Les tableaux de mobilité sociale permettent de mesurer en partie la reproduction sociale. Ainsi, 78,5 % des cadres et professions intermédiaires sont issus de la même catégorie sociale.
Le parcours scolaire et l'intégration dans le monde professionnel reposent également sur les stratégies d'orientation familiales et l'investissement dont bénéficient les individus (attention, aides). Ils varient selon les possibilités matérielles, les lieux mais aussi les valeurs mobilisées par les familles sur les parcours scolaires envisagés, selon le sociologue François Dubet.
On constate ainsi que les élèves en réussite scolaire issus d'un milieu populaire sont moins souvent orientés vers des filières élitistes que d'autres catégories.
Le système scolaire lui-même tend à reproduire et à valoriser les acquis transmis par ceux qui ont réussi leur parcours scolaire (réseaux d'anciens élèves, reproduction des élites).
On considère que 80 % des élèves admis à l'École polytechnique proviennent de seulement 10 lycées.
Les conséquences sociales des inégalités scolaires
Les inégalités scolaires sont cumulatives et jouent un rôle important dans les inégalités sociales.

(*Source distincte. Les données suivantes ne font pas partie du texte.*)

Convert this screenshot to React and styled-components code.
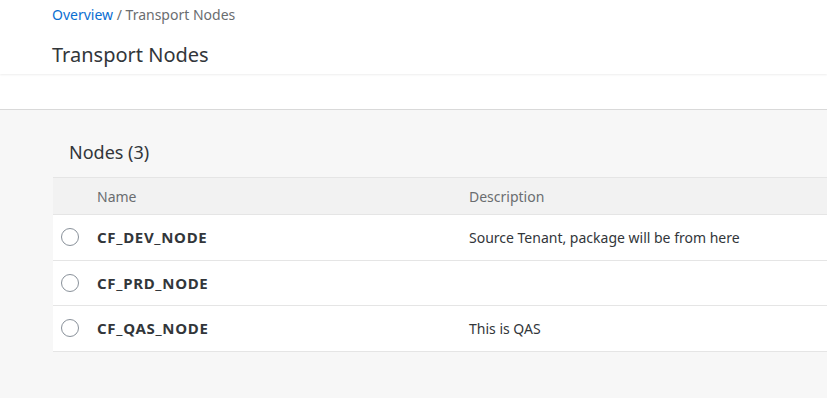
import React from 'react'
import styled, { createGlobalStyle } from 'styled-components'

const GlobalStyle = createGlobalStyle`
  body {
    margin: 0;
    font-family: "Noto Sans", "Open Sans", sans-serif;
    background: #f7f7f7;
    color: #32363a;
  }
`

const Page = styled.div`
  width: 827px;
  height: 398px;
  overflow: hidden;
  background: #f7f7f7;
`

const Header = styled.header`
  background: #fff;
  padding: 5px 0 0 52px;
  height: 74px;
  box-sizing: border-box;
  box-shadow: 0 1px 2px rgba(0, 0, 0, 0.07);
  position: relative;
`

const Crumbs = styled.div`
  font-size: 14px;
  line-height: 20px;
  color: #6a6d70;
`

const CrumbLink = styled.a`
  color: #0a6ed1;
  text-decoration: none;
`

const Title = styled.h1`
  margin: 17px 0 0;
  font-size: 20px;
  font-weight: 400;
  line-height: 26px;
  color: #32363a;
`

const Strip = styled.div`
  height: 35px;
  background: #fff;
  border-bottom: 1px solid #d9d9d9;
`

const Content = styled.section`
  padding: 29px 0 0 53px;
`

const SectionTitle = styled.h2`
  margin: 0 0 0 16px;
  font-size: 18px;
  font-weight: 400;
  line-height: 26px;
  color: #32363a;
  height: 38px;
`

const Table = styled.div`
  border-top: 1px solid #e5e5e5;
`

const Row = styled.div`
  display: grid;
  grid-template-columns: 44px 372px 1fr;
  align-items: center;
  height: ${p => (p.$head ? '36px' : '44.5px')};
  background: ${p => (p.$head ? '#f2f2f2' : '#fff')};
  border-bottom: 1px solid #e5e5e5;
  font-size: 14px;
  color: ${p => (p.$head ? '#6a6d70' : '#32363a')};
`

const Radio = styled.span`
  width: 16px;
  height: 16px;
  border: 1px solid #89919a;
  border-radius: 50%;
  background: #fff;
  margin-left: 8px;
`

const Name = styled.span`
  font-size: 15px;
  font-weight: 700;
  letter-spacing: 0.7px;
  color: #32363a;
`

const nodes = [
  { name: 'CF_DEV_NODE', desc: 'Source Tenant, package will be from here' },
  { name: 'CF_PRD_NODE', desc: '' },
  { name: 'CF_QAS_NODE', desc: 'This is QAS' },
]

export default function App() {
  return (
    <Page>
      <GlobalStyle />
      <Header>
        <Crumbs>
          <CrumbLink href="#">Overview</CrumbLink> / Transport Nodes
        </Crumbs>
        <Title>Transport Nodes</Title>
      </Header>
      <Strip />
      <Content>
        <SectionTitle>Nodes (3)</SectionTitle>
        <Table>
          <Row $head>
            <span />
            <span>Name</span>
            <span>Description</span>
          </Row>
          {nodes.map(n => (
            <Row key={n.name}>
              <Radio />
              <Name>{n.name}</Name>
              <span>{n.desc}</span>
            </Row>
          ))}
        </Table>
      </Content>
    </Page>
  )
}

L'accès à l'emploi et aux ressources économiques repose pour une large part sur la possession de qualifications et de diplômes acquis dans le système éducatif.
En France, on observe une forte corrélation entre le taux de chômage et le niveau de diplôme. Un jeune non diplômé a quatre fois plus de chances d'être au chômage qu'un jeune disposant d'un diplôme bac +2.